Boston will gather to celebrate the life and legacy of Nelson Mandela on his birthday, July 18, at 5:30 p.m. at the Old South Church in Boston.

The event will feature guest speakers Gov. Deval Patrick, Boston Mayor Thomas M. Menino and a representative from the South African Embassy, as well as a video tribute to Mandela, reading of his inspirational words by local youth and several musical tributes.

Organizers of the event, which is free and open to the public, expect as many as 500 people to turn out.

In conjunction with the celebration, which falls on the United Nations’ designated Nelson Mandela Day, volunteers are encouraged to join others around the world in donating 67 minutes to a favorite charity or local community organization.

According to Mary Tiseo, executive director of South Africa Partners, which is one of the main organizers of the event, the 67 minutes is representative of one minute for each year of Mandela’s activism: from his start as a political leader and human rights attorney, then a prisoner of conscience, and later an international peacemaker and the first democratically-elected president of a free South Africa.

While Nelson Mandela Day has been celebrated around the world since 2009, Tiseo said this is the first time Boston has had a large celebration in conjunction with Mandela’s birthday.

“We are all conscious of Mr. Mandela’s health and his age and this is a very big birthday,” said Tiseo. “It is his 95th and the South African embassy in Washington D.C. was encouraging people to celebrate.”

“I think it is going to be a really uplifting event, with the themes of social justice and equality and partnership and international cooperation”

— Mary Tiseo

Additional highlights of the celebration will include songs and music from South African native and Berklee School of Music student Byron Noemdoe, the St. Stephen’s Youth Program, Old South Church Minister of Music Harry Lyn Huff and The Willie Sordillo Trio; a candle ceremony led by state Rep. Byron Rushing; presentations by Temba Maqubela, headmaster of the Groton School and board member of South Africa Partners, as well as Marti Wilson-Taylor, co-chair of the South Africa Partners board.

“I think it is going to be a really uplifting event, with the themes of social justice and equality and partnership and international cooperation,” Tiseo said. “This will be a real celebration of Mr. Mandela’s life and legacy.”

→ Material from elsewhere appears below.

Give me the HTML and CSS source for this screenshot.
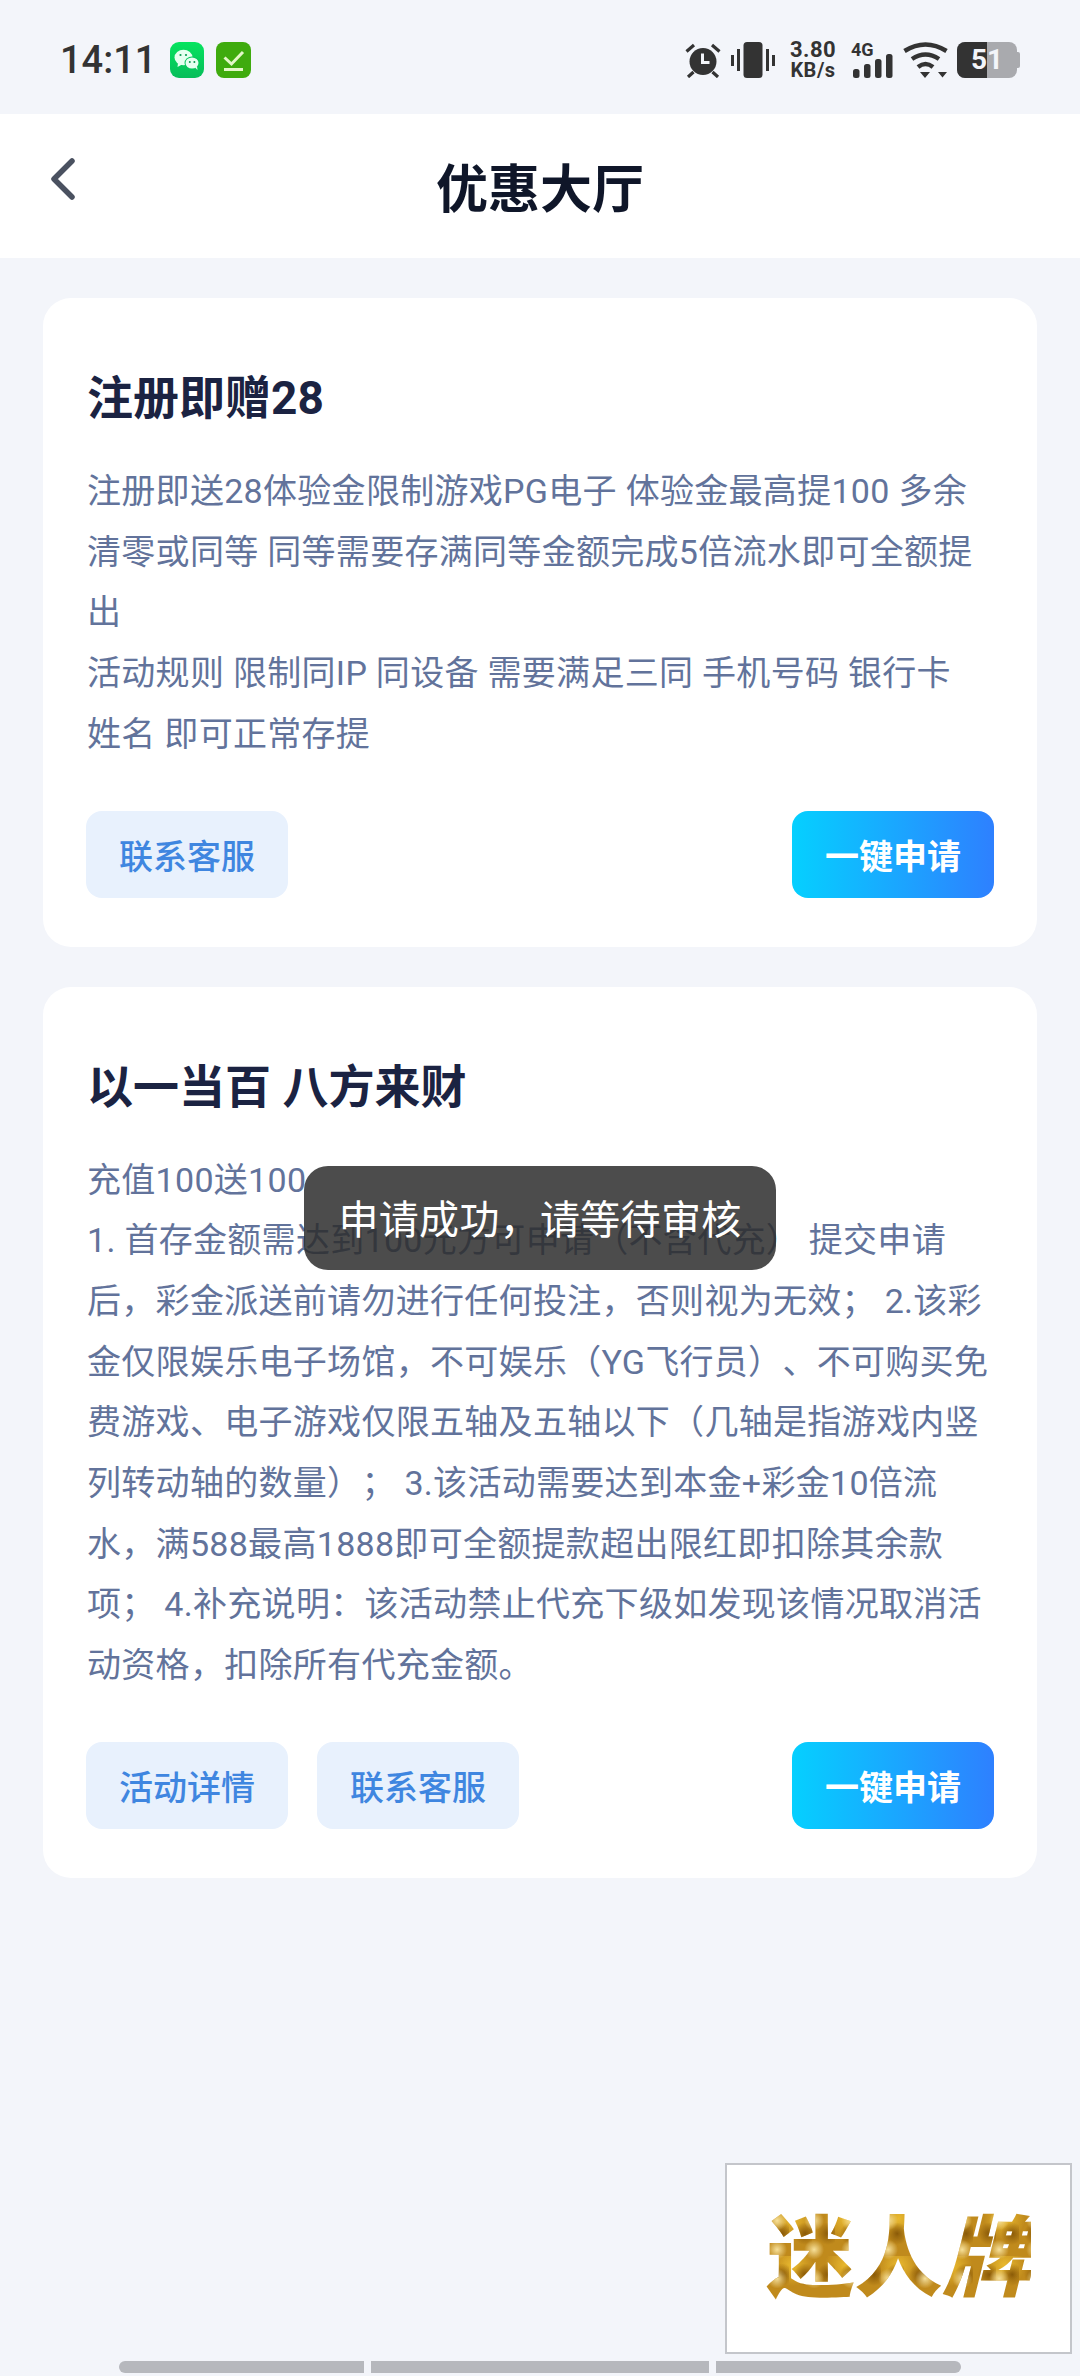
FILE: index.html
```html
<!DOCTYPE html>
<html lang="zh">
<head>
    <meta charset="utf-8">
    <title>优惠大厅</title>
    <link rel="stylesheet" href="styles.css">
</head>
<body>
    <div class="status-bar">
        <div class="status-left">
            <span class="time">14:11</span>
            <svg class="app-icon" viewBox="0 0 34 36">
                <defs>
                    <linearGradient id="wxGreen" x1="0" y1="0" x2="0" y2="1">
                        <stop offset="0" stop-color="#06e45f"/>
                        <stop offset="1" stop-color="#07bd5a"/>
                    </linearGradient>
                </defs>
                <rect width="34" height="36" rx="9" fill="url(#wxGreen)"/>
                <ellipse cx="13.5" cy="15.5" rx="9" ry="7.8" fill="#e6fff0"/>
                <path d="M8 21l-.5 4 4.500-2.500z" fill="#e6fff0"/>
                <ellipse cx="22" cy="21" rx="7.500" ry="6.500" fill="#06c85c"/>
                <ellipse cx="22" cy="21" rx="6.500" ry="5.600" fill="#e6fff0"/>
                <path d="M25 25.500l2.500 2.500-.5-4z" fill="#e6fff0"/>
                <circle cx="10.500" cy="13" r="1.100" fill="#0a9a50"/>
                <circle cx="16" cy="13" r="1.100" fill="#0a9a50"/>
                <circle cx="19.800" cy="20" r="1" fill="#0a9a50"/>
                <circle cx="24.400" cy="20" r="1" fill="#0a9a50"/>
            </svg>
            <svg class="app-icon app-icon-wide" viewBox="0 0 35 36">
                <rect width="35" height="36" rx="8" fill="#3fab0e"/>
                <path d="M8.500 15.500l7 6.500 11.500-12" fill="none" stroke="#e4f7c8" stroke-width="3"/>
                <path d="M8 27.500h19" fill="none" stroke="#e4f7c8" stroke-width="3"/>
            </svg>
        </div>
        <div class="status-right">
            <svg class="sys-icon" width="36" height="36" viewBox="0 0 36 36">
                <circle cx="18" cy="19.500" r="13.500" fill="#333"/>
                <path d="M17.500 11.500v9h7" fill="none" stroke="#f3f5fa" stroke-width="3"/>
                <path d="M1.500 9.500L9 3M34.500 9.500L27 3M3 35l5.500-5M33 35l-5.500-5" fill="none" stroke="#333" stroke-width="3.200"/>
            </svg>
            <svg class="sys-icon" width="44" height="36" viewBox="0 0 44 36">
                <rect x="12.500" y="0" width="19" height="36" rx="3.500" fill="#333"/>
                <path d="M1.500 13v11M7.500 7v22M36.500 7v22M42.500 13v11" fill="none" stroke="#333" stroke-width="3"/>
            </svg>
            <div class="net-speed"><span>3.80</span><span class="net-unit">KB/s</span></div>
            <div class="signal">
                <span class="signal-label">4G</span>
                <svg width="40" height="24" viewBox="0 0 40 24">
                    <rect x="0" y="15" width="6.500" height="9" rx="2.500" fill="#333"/>
                    <rect x="11" y="10" width="6.500" height="14" rx="2.500" fill="#333"/>
                    <rect x="22" y="5" width="6.500" height="19" rx="2.500" fill="#333"/>
                    <rect x="33" y="0" width="6.500" height="24" rx="2.500" fill="#333"/>
                </svg>
            </div>
            <svg class="sys-icon" width="45" height="36" viewBox="0 0 45 36">
                <path d="M1.500 9Q22.500 -4 43.500 9" fill="none" stroke="#333" stroke-width="4.500"/>
                <path d="M9 17Q22.500 8 36 17" fill="none" stroke="#333" stroke-width="4.500"/>
                <path d="M15 25Q22.500 19 30 25" fill="none" stroke="#333" stroke-width="4.500"/>
                <path d="M17 30h10l-5 6zM35 30h9l-4.500 5.500z" fill="#333"/>
            </svg>
            <div class="battery">
                <div class="battery-body"><div class="battery-fill"></div><span class="battery-num">51</span></div>
                <div class="battery-cap"></div>
            </div>
        </div>
    </div>

    <div class="top-bar">
        <svg class="back" width="24" height="42" viewBox="0 0 24 42">
            <path d="M21 3L3 21l18 18" fill="none" stroke="#4a5160" stroke-width="5.500" stroke-linecap="round" stroke-linejoin="round"/>
        </svg>
        <h1>优惠大厅</h1>
    </div>

    <div class="content">
        <div class="card">
            <h2>注册即赠28</h2>
            <p>注册即送28体验金限制游戏PG电子 体验金最高提100 多余清零或同等 同等需要存满同等金额完成5倍流水即可全额提出<br>活动规则 限制同IP 同设备 需要满足三同 手机号码 银行卡 姓名 即可正常存提</p>
            <div class="actions">
                <a class="btn btn-light">联系客服</a>
                <a class="btn btn-apply">一键申请</a>
            </div>
        </div>
        <div class="card">
            <h2>以一当百 八方来财</h2>
            <p>充值100送100<br>1. 首存金额需达到100元方可申请（不含代充） 提交申请后，彩金派送前请勿进行任何投注，否则视为无效； 2.该彩金仅限娱乐电子场馆，不可娱乐（YG飞行员）、不可购买免费游戏、电子游戏仅限五轴及五轴以下（几轴是指游戏内竖列转动轴的数量）； 3.该活动需要达到本金+彩金10倍流水，满588最高1888即可全额提款超出限红即扣除其余款项； 4.补充说明：该活动禁止代充下级如发现该情况取消活动资格，扣除所有代充金额。</p>
            <div class="actions">
                <a class="btn btn-light">活动详情</a>
                <a class="btn btn-light">联系客服</a>
                <a class="btn btn-apply">一键申请</a>
            </div>
        </div>
    </div>

    <!-- 提示 -->
    <div class="toast">申请成功，请等待审核</div>

    <!-- 悬浮广告 -->
    <div class="float-ad"><span class="ad-text">迷人<i>牌</i></span></div>

    <div class="gesture">
        <span class="gesture-a"></span>
        <span class="gesture-b"></span>
        <span class="gesture-c"></span>
    </div>
</body>
</html>
```

FILE: styles.css
```css
* {
    box-sizing: border-box;
}

html, body {
    margin: 0;
    height: 2376px;
    overflow: hidden;
}

body {
    position: relative;
    background-color: #f3f5fa;
    font-family: "Roboto", "Noto Sans CJK SC", sans-serif;
    color: #333;
}

.status-bar {
    height: 114px;
    padding: 42px 60px 0 60px;
    display: flex;
    justify-content: space-between;
    align-items: flex-start;
}

.status-left {
    display: flex;
    align-items: center;
    gap: 12px;
    height: 36px;
}

.time {
    font-size: 38px;
    font-weight: 500;
    line-height: 36px;
    width: 98px;
}

.app-icon {
    width: 34px;
    height: 36px;
}

.app-icon-wide {
    width: 35px;
}

.status-right {
    display: flex;
    align-items: flex-start;
    gap: 10px;
    height: 36px;
}

.sys-icon {
    display: block;
}

.net-speed {
    width: 46px;
    margin: -2px 5px 0;
    display: flex;
    flex-direction: column;
    align-items: center;
    font-size: 22px;
    font-weight: 700;
    line-height: 20px;
    letter-spacing: 0.5px;
}

.net-unit {
    font-size: 20px;
}

.signal {
    width: 42px;
    height: 36px;
    position: relative;
}

.signal-label {
    display: block;
    font-size: 18px;
    font-weight: 700;
    line-height: 16px;
}

.signal svg {
    position: absolute;
    left: 2px;
    bottom: 0;
}

.battery {
    display: flex;
    align-items: center;
    margin-left: -1px;
}

.battery-body {
    position: relative;
    width: 60px;
    height: 36px;
    border-radius: 8px;
    background-color: #a9aaae;
    overflow: hidden;
}

.battery-fill {
    width: 30px;
    height: 36px;
    background-color: #333;
}

.battery-num {
    position: absolute;
    left: 0;
    right: 0;
    top: 0;
    text-align: center;
    font-size: 28px;
    font-weight: 700;
    line-height: 36px;
    color: #f3f5fa;
}

.battery-cap {
    width: 3px;
    height: 16px;
    border-radius: 0 2px 2px 0;
    background-color: #a9aaae;
}

.top-bar {
    position: relative;
    height: 144px;
    background-color: #fff;
    display: flex;
    align-items: center;
    justify-content: center;
}

.back {
    position: absolute;
    left: 51px;
    top: 44px;
}

h1 {
    margin: 0;
    font-size: 52px;
    font-weight: 700;
    color: #0f1629;
    padding-bottom: 2px;
}

.content {
    padding: 40px 43px 0;
    display: flex;
    flex-direction: column;
    gap: 40px;
}

.card {
    background-color: #fff;
    border-radius: 28px;
    padding: 68px 43px 49px 44px;
}

h2 {
    margin: 0 0 31px;
    font-size: 46px;
    line-height: 64px;
    font-weight: 700;
    color: #1b2342;
}

.card p {
    margin: 0;
    font-size: 34px;
    letter-spacing: 0.3px;
    line-height: 60.7px;
    color: #62739b;
    width: 906px;
    text-spacing-trim: space-all;
}

.actions {
    margin: 46px 0 0 -1px;
    display: flex;
    gap: 29px;
}

.btn {
    width: 202px;
    height: 87px;
    border-radius: 16px;
    display: flex;
    align-items: center;
    justify-content: center;
    font-size: 34px;
    font-weight: 500;
}

.btn-light {
    background-color: #e8f1fd;
    color: #3f86e0;
}

.btn-apply {
    margin-left: auto;
    background: linear-gradient(90deg, #05d0ff, #2e80ff);
    color: #fff;
    font-weight: 700;
}

.toast {
    position: absolute;
    left: 304px;
    top: 1166px;
    width: 472px;
    height: 104px;
    padding-bottom: 3px;
    border-radius: 24px;
    background-color: rgba(45, 45, 45, 0.85);
    color: #fff;
    font-size: 40px;
    letter-spacing: 0.3px;
    display: flex;
    align-items: center;
    justify-content: center;
}

.float-ad {
    position: absolute;
    left: 725px;
    top: 2163px;
    width: 347px;
    height: 191px;
    background-color: #fff;
    border: 2px solid #c4c6cb;
    display: flex;
    align-items: center;
    justify-content: center;
}

.ad-text {
    font-size: 88px;
    font-weight: 900;
    line-height: 100px;
    background-color: #c08a1c;
    background-image:
        radial-gradient(circle at 30% 40%, #f6e09a 0, rgba(246, 224, 154, 0) 32%),
        radial-gradient(circle at 70% 60%, #8a5a08 0, rgba(138, 90, 8, 0) 38%),
        radial-gradient(circle at 50% 20%, #e9b92f 0, rgba(233, 185, 47, 0) 45%);
    background-size: 37px 29px, 23px 41px, 53px 47px;
    -webkit-background-clip: text;
    background-clip: text;
    color: transparent;
}

.ad-text i {
    font-style: italic;
}

.gesture {
    position: absolute;
    left: 119px;
    top: 2361px;
    width: 842px;
    height: 12px;
    display: flex;
    gap: 7px;
}

.gesture span {
    background-color: #b6b8bd;
}

.gesture-a {
    width: 245px;
    border-radius: 6px 0 0 6px;
}

.gesture-b {
    width: 338px;
}

.gesture-c {
    width: 245px;
    border-radius: 0 6px 6px 0;
}
```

Tiseo’s hope is that the celebration this year will be the start of an annual event in Boston. “He is an example that we can all learn from and we can all be inspired by,” she said. “He is a unifying force. We hope people will want to gather every year on his birthday.”

Massachusetts has historically been a strong supporter of democracy in South Africa. The July 18 event in Boston draws upon a rich history of local support for a free South Africa dating back to the 1960s, she added.

Mandela visited Boston in June 1990 on his eight-city tour of the United States, just four months after his release from prison. While in Boston, Mandela attended a rally at Madison Park High School, a luncheon at the JFK Library hosted by the Kennedy family, a rally and concert on the Esplanade — which drew more than 300,000 people — and a fund-raising dinner at the Fairmont Copley Hotel.

Mandela praised Massachusetts for being the first state to pass legislation that instituted sanctions against companies doing business in South Africa. He went as far as to say, “When one day our history is rewritten, the pioneering role of Massachusetts will stand out like a shining diamond.”